For women in grassroots areas and in response to the criticisms of unfair standards promoted in their ideal of socialist Vietnamese women, the VWU also began a social program in hopes to have women nurture their “self-confidence, self-respect, kind-heartedness and resourcefulness.” The empirical goals of this leadership were to increase participation to 80% in the Women study actively, work creatively and nurture happy families Movement, over 70% information access to non-VWU members about the Party's goals and directives, more than 60% of mothers under 16 having access to family support, and 70% of women using VWU resources reducing familial poverty and working to eliminate childhood hunger. The final goal of these five years was to increase the union's membership and local funding with over 90% of households having at least one VWU member.

===2012–2017===
From 2012, the VWU has increased focus on the plight of Vietnamese women and children who have been or may be victims of human trafficking. By setting up safe houses and increasing available information for the public, the VWU has begun training the most vulnerable in their country to protect themselves from individuals and organizations that may be dangerous.

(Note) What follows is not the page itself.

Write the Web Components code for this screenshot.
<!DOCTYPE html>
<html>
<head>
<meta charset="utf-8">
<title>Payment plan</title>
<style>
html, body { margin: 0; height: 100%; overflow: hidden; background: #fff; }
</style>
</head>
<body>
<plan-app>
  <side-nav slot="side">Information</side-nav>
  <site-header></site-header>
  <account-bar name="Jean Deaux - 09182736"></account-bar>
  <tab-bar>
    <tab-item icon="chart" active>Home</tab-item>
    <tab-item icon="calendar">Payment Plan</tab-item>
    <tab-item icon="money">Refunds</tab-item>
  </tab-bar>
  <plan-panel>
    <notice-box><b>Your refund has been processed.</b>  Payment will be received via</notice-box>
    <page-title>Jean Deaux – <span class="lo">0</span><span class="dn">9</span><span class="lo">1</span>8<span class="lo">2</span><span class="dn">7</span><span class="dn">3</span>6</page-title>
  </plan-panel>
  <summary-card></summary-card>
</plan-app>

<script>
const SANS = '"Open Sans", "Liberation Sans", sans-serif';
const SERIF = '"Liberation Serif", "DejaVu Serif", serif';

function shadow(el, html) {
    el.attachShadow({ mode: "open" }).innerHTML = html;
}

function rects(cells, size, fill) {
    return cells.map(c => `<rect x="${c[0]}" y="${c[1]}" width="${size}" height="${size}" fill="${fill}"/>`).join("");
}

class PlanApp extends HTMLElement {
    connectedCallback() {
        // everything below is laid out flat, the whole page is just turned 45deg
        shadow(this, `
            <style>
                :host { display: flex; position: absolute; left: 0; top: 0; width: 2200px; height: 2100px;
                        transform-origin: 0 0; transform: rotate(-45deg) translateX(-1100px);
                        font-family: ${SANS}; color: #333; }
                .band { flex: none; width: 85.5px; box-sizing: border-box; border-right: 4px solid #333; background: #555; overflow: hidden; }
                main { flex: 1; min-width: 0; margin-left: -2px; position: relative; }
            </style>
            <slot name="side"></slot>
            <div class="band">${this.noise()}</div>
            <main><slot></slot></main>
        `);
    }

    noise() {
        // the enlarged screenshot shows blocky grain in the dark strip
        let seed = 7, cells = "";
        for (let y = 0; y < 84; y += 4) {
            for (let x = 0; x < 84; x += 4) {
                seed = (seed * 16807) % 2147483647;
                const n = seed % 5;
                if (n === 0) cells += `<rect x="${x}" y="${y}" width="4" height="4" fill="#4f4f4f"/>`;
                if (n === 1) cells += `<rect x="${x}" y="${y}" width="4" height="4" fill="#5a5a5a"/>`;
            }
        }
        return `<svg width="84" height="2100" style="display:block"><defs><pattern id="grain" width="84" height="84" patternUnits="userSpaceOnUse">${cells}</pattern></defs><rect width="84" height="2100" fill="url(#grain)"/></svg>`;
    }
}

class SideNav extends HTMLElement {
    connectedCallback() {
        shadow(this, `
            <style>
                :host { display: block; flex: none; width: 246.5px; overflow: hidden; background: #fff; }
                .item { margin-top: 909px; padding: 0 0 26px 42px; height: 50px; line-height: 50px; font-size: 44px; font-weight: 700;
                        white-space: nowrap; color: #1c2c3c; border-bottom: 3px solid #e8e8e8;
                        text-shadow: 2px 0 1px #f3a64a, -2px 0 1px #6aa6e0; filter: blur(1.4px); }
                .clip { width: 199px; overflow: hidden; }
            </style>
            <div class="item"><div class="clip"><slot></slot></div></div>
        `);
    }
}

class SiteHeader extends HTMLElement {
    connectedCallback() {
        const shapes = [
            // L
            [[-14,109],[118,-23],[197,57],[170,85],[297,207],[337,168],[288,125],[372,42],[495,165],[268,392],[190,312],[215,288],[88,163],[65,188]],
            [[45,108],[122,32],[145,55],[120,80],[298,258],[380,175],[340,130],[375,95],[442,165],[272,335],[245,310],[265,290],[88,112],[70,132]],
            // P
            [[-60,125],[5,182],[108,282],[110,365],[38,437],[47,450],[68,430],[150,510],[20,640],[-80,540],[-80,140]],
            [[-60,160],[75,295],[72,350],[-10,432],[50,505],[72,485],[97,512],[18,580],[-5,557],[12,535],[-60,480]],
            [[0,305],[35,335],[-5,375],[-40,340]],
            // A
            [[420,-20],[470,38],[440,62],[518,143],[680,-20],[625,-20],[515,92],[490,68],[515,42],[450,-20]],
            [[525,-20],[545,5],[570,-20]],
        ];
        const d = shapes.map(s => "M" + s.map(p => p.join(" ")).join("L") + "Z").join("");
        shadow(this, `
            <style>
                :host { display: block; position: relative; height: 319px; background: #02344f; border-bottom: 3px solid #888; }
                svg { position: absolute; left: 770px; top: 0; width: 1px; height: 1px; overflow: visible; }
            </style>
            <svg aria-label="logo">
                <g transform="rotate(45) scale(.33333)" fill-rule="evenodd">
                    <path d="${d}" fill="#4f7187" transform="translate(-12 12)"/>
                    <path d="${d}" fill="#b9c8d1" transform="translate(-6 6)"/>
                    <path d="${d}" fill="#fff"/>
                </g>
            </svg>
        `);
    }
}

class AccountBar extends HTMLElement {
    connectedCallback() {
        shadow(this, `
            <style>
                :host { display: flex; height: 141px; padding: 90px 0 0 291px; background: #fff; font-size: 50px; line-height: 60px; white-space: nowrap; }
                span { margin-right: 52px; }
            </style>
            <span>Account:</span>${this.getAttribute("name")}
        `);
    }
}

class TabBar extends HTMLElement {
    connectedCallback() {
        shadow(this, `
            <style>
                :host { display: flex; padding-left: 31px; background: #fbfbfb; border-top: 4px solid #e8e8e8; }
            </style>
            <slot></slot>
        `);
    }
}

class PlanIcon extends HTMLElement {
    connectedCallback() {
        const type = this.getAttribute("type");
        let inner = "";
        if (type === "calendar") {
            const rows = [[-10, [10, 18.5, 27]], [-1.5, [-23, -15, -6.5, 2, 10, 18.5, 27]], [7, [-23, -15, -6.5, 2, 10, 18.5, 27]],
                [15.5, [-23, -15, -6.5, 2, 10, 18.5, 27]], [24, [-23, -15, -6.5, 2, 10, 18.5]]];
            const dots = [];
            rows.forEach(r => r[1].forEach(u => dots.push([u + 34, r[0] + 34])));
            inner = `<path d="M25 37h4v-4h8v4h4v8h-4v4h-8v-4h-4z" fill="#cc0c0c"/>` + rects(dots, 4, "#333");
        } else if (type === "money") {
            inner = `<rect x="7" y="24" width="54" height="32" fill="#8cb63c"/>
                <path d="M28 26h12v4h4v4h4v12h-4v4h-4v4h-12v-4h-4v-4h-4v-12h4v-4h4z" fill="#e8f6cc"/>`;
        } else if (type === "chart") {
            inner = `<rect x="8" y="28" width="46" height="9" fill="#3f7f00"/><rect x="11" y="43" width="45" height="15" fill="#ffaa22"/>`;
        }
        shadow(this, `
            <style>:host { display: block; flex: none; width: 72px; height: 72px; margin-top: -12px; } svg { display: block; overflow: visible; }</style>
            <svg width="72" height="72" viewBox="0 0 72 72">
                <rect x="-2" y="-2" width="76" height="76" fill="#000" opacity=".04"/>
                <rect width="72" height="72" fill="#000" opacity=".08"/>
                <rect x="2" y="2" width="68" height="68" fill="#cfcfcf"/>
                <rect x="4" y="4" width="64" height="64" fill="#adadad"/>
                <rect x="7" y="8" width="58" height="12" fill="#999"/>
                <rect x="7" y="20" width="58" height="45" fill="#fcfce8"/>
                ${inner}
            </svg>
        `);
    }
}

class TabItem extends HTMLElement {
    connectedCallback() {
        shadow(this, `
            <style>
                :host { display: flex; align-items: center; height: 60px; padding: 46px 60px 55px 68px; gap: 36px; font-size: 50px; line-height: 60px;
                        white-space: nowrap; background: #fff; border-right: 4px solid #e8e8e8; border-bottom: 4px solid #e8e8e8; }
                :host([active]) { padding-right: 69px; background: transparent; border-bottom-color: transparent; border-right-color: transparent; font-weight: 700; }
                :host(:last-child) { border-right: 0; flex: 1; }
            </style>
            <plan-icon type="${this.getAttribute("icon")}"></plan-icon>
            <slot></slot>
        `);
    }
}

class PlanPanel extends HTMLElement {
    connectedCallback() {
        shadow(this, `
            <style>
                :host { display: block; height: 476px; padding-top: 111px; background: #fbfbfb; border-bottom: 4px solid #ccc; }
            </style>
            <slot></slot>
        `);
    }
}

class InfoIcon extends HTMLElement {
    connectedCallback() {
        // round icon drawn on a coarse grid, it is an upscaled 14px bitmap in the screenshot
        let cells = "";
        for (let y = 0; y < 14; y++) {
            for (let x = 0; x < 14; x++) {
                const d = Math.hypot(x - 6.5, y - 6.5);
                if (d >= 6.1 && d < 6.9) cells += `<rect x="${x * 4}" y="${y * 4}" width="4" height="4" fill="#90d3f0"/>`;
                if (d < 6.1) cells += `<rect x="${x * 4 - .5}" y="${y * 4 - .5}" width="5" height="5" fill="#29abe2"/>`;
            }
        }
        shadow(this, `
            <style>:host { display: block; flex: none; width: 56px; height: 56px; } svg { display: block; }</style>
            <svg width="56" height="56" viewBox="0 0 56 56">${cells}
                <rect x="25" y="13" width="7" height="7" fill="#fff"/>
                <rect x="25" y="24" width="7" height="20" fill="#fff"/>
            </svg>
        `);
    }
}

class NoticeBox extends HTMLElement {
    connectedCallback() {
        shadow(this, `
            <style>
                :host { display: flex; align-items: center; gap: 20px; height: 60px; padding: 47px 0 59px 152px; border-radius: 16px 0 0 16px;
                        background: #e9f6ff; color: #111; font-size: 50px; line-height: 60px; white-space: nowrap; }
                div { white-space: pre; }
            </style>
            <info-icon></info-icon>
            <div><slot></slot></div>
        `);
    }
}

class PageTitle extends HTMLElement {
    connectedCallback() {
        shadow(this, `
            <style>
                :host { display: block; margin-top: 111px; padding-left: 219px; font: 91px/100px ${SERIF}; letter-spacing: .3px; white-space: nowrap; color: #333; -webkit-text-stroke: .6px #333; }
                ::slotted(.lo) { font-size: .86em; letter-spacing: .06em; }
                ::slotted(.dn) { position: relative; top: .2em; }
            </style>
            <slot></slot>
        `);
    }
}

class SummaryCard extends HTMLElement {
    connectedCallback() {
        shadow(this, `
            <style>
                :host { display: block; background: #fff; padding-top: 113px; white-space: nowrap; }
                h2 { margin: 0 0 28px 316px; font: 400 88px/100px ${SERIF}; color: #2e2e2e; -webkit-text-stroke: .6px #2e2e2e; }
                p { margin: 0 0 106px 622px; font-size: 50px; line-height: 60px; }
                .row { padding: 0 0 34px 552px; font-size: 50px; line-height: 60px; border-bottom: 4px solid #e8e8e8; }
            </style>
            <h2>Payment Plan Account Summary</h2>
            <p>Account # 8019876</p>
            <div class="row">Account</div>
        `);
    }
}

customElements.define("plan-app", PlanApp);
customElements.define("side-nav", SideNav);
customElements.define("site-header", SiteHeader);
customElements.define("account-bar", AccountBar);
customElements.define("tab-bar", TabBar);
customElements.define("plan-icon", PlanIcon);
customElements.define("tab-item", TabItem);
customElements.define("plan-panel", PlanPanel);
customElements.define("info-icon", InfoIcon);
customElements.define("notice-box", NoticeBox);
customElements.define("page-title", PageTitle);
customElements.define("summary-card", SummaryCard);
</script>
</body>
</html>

There has also been national safe house construction for women and children who are victims of domestic abuse, highlighting the VWU's focus on creating policy to protect women and children from domestic abuse and financial dependency during this term. The results of this five-year plan will be made available later in 2018 with the announcement of the next five year planning sequence.

=== 2017–present ===
The 12th Congress decided to further launch the emulation movement “Women study actively, work creatively and build happy families” and two campaigns “Women refine the qualities of self-confidence, self-respect, kind-heartedness and resourcefulness” and “Building the family of 5 Without-s and 3 Clean-s” during the 2017-2022 term. The VWU's focuses, broadly, for this term are on improving the efficiency of supervising law implementation that help address essential issues of women and improving the quality of the VWU’s performance at grassroots level and their involvement within the core of the VWU.